İşyerinde bulundukları sırada silahlı saldırı olduğunu, arkadaşı Aydın'ın şehit edildiğini, kendisinin ve 1 kişinin daha yaralandığını belirten Yaşarlı, saldırıda bulunan kişilerin daha sonra polisle girdikleri çatışmada öldüklerini kaydetti. Yaşarlı, ölen çete mensuplarının ele başlarından şikayetçi olduğunu belirtti.
Müşteki Levent İzgördü de, Alibeyköy'den Eyüp istikametine giderken trafik ışığında durdukları sırada silahı 2 kişinin araçlarına yaklaştığını anlatarak, ''Bizim araçta Hazma Şen de vardı. Sağ taraftaki kişi arabanın anahtarlarını alıp bagajdan içinde altın olan 2 çantayı alarak kendi araçlarına koydu. İki kişi de maskeliydi. Çantaların içinde olay tarihindeki değeriyle 125 milyon YTL'lik altın vardı. Hepsi daha sonradan bulundu'' dedi.
Müşteki Olgun Doğruyol da, amcasına ait tekstil şirketinin muhasebe işlerine baktığını belirterek, Akman Özpelit ile birlikte şirketin avans ödemelerini yapmak için bankadan çektikleri 53 bin YTL'nin uzun namlulu silahlarla araçlarının önüne çıkan kişiler tarafından gasp edildiğini anlattı.
Duruşmada diyecekleri sorulan sanıklardan Hasan Sarıçoban, tehdit edildiği için Cafer Baş'ı bir kere Beylikdüzü'ne götürdüğünü, Deniz Demir ve Mehmet Çakır için de birkaç kez bazı araç plakalarını getirip götürdüğünü söyledi.

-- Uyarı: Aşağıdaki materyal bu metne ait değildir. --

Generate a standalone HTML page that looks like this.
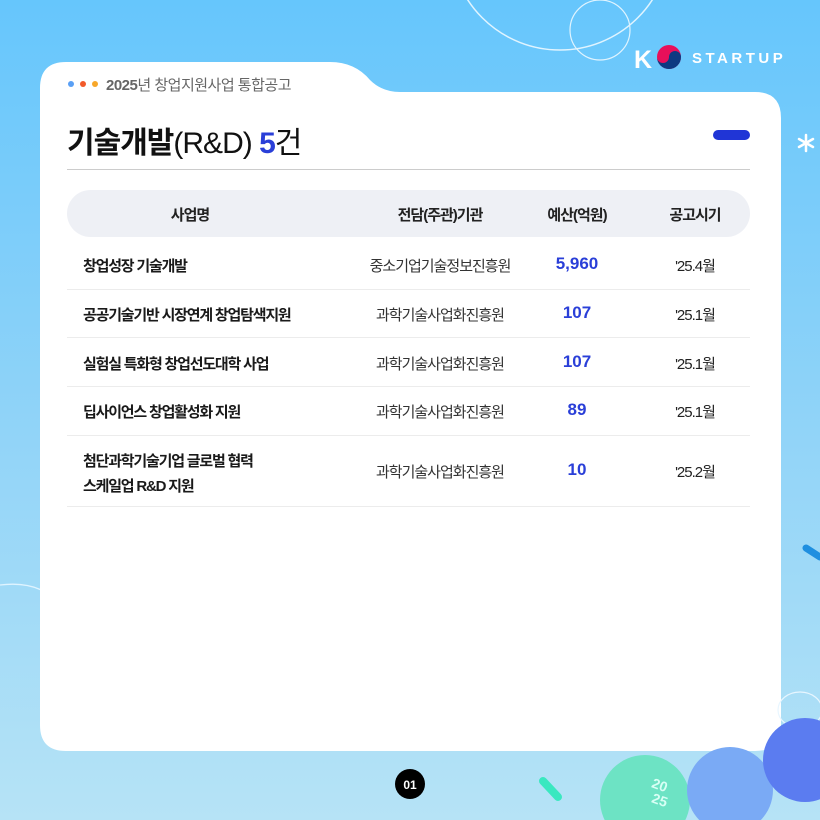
<!DOCTYPE html><html><head><meta charset="utf-8"><style>
body{margin:0;width:820px;height:820px;overflow:hidden;position:relative;background:linear-gradient(180deg,#66c6fc 0%,#8fd3f8 50%,#b6e3f6 100%);font-family:"Liberation Sans","Noto Sans CJK KR",sans-serif;}
.a{position:absolute}
.row{position:absolute;left:67px;width:683px;border-bottom:1px solid #ececec;}
.c{position:absolute;letter-spacing:-1px;color:#222;font-size:15px}
.nm{font-weight:700;color:#1a1a1a;letter-spacing:-1.2px}
.ag{font-weight:400;color:#333}
.n{color:#2a3fd8;font-weight:700;font-size:17px;letter-spacing:0}
.h{font-weight:700;font-size:15px;color:#222;letter-spacing:-1px}
</style></head><body>
<svg class="a" style="left:0;top:0" width="820" height="820">
<circle cx="560" cy="-60" r="110" fill="none" stroke="#e0f4ff" stroke-width="1.5"/>
<circle cx="600" cy="30" r="30" fill="none" stroke="#e0f4ff" stroke-width="1.2"/>
<path d="M0 585 Q40 580 60 605" fill="none" stroke="#e0f4ff" stroke-width="1.3"/>
<path d="M40 88 Q40 62 66 62 L330 62 Q355 62 370 80 Q382 92 400 92 L755 92 Q781 92 781 118 L781 725 Q781 751 755 751 L66 751 Q40 751 40 725 Z" fill="#fff"/>
<g stroke="#fff" stroke-width="2.5" stroke-linecap="round"><line x1="806" y1="135" x2="806" y2="151"/><line x1="799" y1="139" x2="813" y2="147"/><line x1="799" y1="147" x2="813" y2="139"/></g>
<line x1="806" y1="548" x2="820" y2="557" stroke="#1f8fe0" stroke-width="7" stroke-linecap="round"/>
<line x1="543" y1="781" x2="558" y2="797" stroke="#3ae8c0" stroke-width="8" stroke-linecap="round"/>
<ellipse cx="800" cy="710" rx="22" ry="18" fill="none" stroke="#e8f6ff" stroke-width="1.2"/>
<circle cx="645" cy="800" r="45" fill="#6de3c4"/>
<text x="652" y="790" font-size="14" font-weight="700" fill="#d8fff5" transform="rotate(20 660 785)" font-family="Liberation Sans">20</text>
<text x="652" y="805" font-size="14" font-weight="700" fill="#d8fff5" transform="rotate(20 660 800)" font-family="Liberation Sans">25</text>
<circle cx="730" cy="790" r="43" fill="#7aaaf5"/>
<circle cx="805" cy="760" r="42" fill="#5b7cf0"/>
<circle cx="410" cy="784" r="15" fill="#000"/>
<text x="410" y="789" font-size="12" font-weight="700" fill="#fff" text-anchor="middle" font-family="Liberation Sans">01</text>
<text x="634" y="68" font-size="25" font-weight="900" fill="#fff" font-family="Liberation Sans">K</text>
<circle cx="669" cy="57" r="12" fill="#e8105a"/><path d="M657 57 a6 6 0 0 0 12 0 a6 6 0 0 1 12 0 a12 12 0 0 1 -24 0z" fill="#0d3a82"/>
<text x="692" y="63" font-size="15" font-weight="700" fill="#fff" letter-spacing="3.5" font-family="Liberation Sans">STARTUP</text>
</svg>
<div class="a" style="left:68px;top:81px;width:6px;height:6px;border-radius:3px;background:#5aa0f5"></div>
<div class="a" style="left:80px;top:81px;width:6px;height:6px;border-radius:3px;background:#f25a2a"></div>
<div class="a" style="left:92px;top:81px;width:6px;height:6px;border-radius:3px;background:#f7a72a"></div>
<div class="a" style="left:106px;top:74px;font-size:15px;color:#666;letter-spacing:-0.5px;white-space:nowrap"><b>2025</b>년 창업지원사업 통합공고</div>
<div class="a" style="left:67px;top:118px;font-size:30px;color:#111;letter-spacing:-1px;white-space:nowrap"><b>기술개발</b>(R&amp;D) <b style="color:#2a3fd8">5</b>건</div>
<div class="a" style="left:713px;top:130px;width:37px;height:10px;border-radius:5px;background:#2035d6"></div>
<div class="a" style="left:67px;top:169px;width:683px;height:1px;background:#ccc"></div>
<div class="a" style="left:67px;top:190px;width:683px;height:47px;border-radius:24px;background:#eef0f5"></div>
<div class="a h" style="left:0;width:380px;text-align:center;top:204px">사업명</div>
<div class="a h" style="left:340px;width:200px;text-align:center;top:204px">전담(주관)기관</div>
<div class="a h" style="left:527px;width:100px;text-align:center;top:204px">예산(억원)</div>
<div class="a h" style="left:645px;width:100px;text-align:center;top:204px">공고시기</div>
<div class="row" style="top:237px;height:52px"></div>
<div class="row" style="top:289px;height:48px"></div>
<div class="row" style="top:338px;height:48px"></div>
<div class="row" style="top:387px;height:48px"></div>
<div class="row" style="top:436px;height:70px"></div>
<div class="c nm" style="left:83px;top:255px">창업성장 기술개발</div>
<div class="c nm" style="left:83px;top:304px">공공기술기반 시장연계 창업탐색지원</div>
<div class="c nm" style="left:83px;top:353px">실험실 특화형 창업선도대학 사업</div>
<div class="c nm" style="left:83px;top:401px">딥사이언스 창업활성화 지원</div>
<div class="c nm" style="left:83px;top:449px;line-height:25px">첨단과학기술기업 글로벌 협력<br>스케일업 R&amp;D 지원</div>
<div class="c ag" style="left:340px;width:200px;text-align:center;top:255px">중소기업기술정보진흥원</div>
<div class="c ag" style="left:340px;width:200px;text-align:center;top:304px">과학기술사업화진흥원</div>
<div class="c ag" style="left:340px;width:200px;text-align:center;top:353px">과학기술사업화진흥원</div>
<div class="c ag" style="left:340px;width:200px;text-align:center;top:401px">과학기술사업화진흥원</div>
<div class="c ag" style="left:340px;width:200px;text-align:center;top:461px">과학기술사업화진흥원</div>
<div class="c n" style="left:527px;width:100px;text-align:center;top:254px">5,960</div>
<div class="c n" style="left:527px;width:100px;text-align:center;top:303px">107</div>
<div class="c n" style="left:527px;width:100px;text-align:center;top:352px">107</div>
<div class="c n" style="left:527px;width:100px;text-align:center;top:400px">89</div>
<div class="c n" style="left:527px;width:100px;text-align:center;top:460px">10</div>
<div class="c" style="left:645px;width:100px;text-align:center;top:255px">'25.4월</div>
<div class="c" style="left:645px;width:100px;text-align:center;top:304px">'25.1월</div>
<div class="c" style="left:645px;width:100px;text-align:center;top:353px">'25.1월</div>
<div class="c" style="left:645px;width:100px;text-align:center;top:401px">'25.1월</div>
<div class="c" style="left:645px;width:100px;text-align:center;top:461px">'25.2월</div>
</body></html>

Sarıçoban, ''Deniz Demir, Murat Çakır bunların gözü dönmüş amir memur herkesi vuruyorlar. Beni de tehdit ediyorlardı. Çocuklarımın da başına bir şey gelmesinden korktum. Ben de ölecektim ama ha mezar da yatmışım ha F tipinde. Tahliyemi istiyorum'' diye konuştu.
Cafer Baş da, tutuklu sanıklardan Tolga Durmuş'un suçsuz olduğunu savunarak, ''Onu yakan benim. Vicdan azabı duyuyorum'' dedi.
Söz verilen Vedat Yılan ise konuşacak bir şeyi olmadığını söyledi. Diğer sanıklar da suçsuz olduklarını öne sürerek, tahliye talebinde bulundu.
Sanıkların ardından söz alan sanık avukatları ise müvekkillerinin organize bir şekilde suç işlemediğini belirtti. Avukatlar, duruşmaya çağrılan müştekilerin kimseyi teşhis edemediğini belirterek tahliye talebinde bulundu. Tutuklu sanıkların bu hallerinin devamına karar veren mahkeme heyeti, duruşmayı erteledi.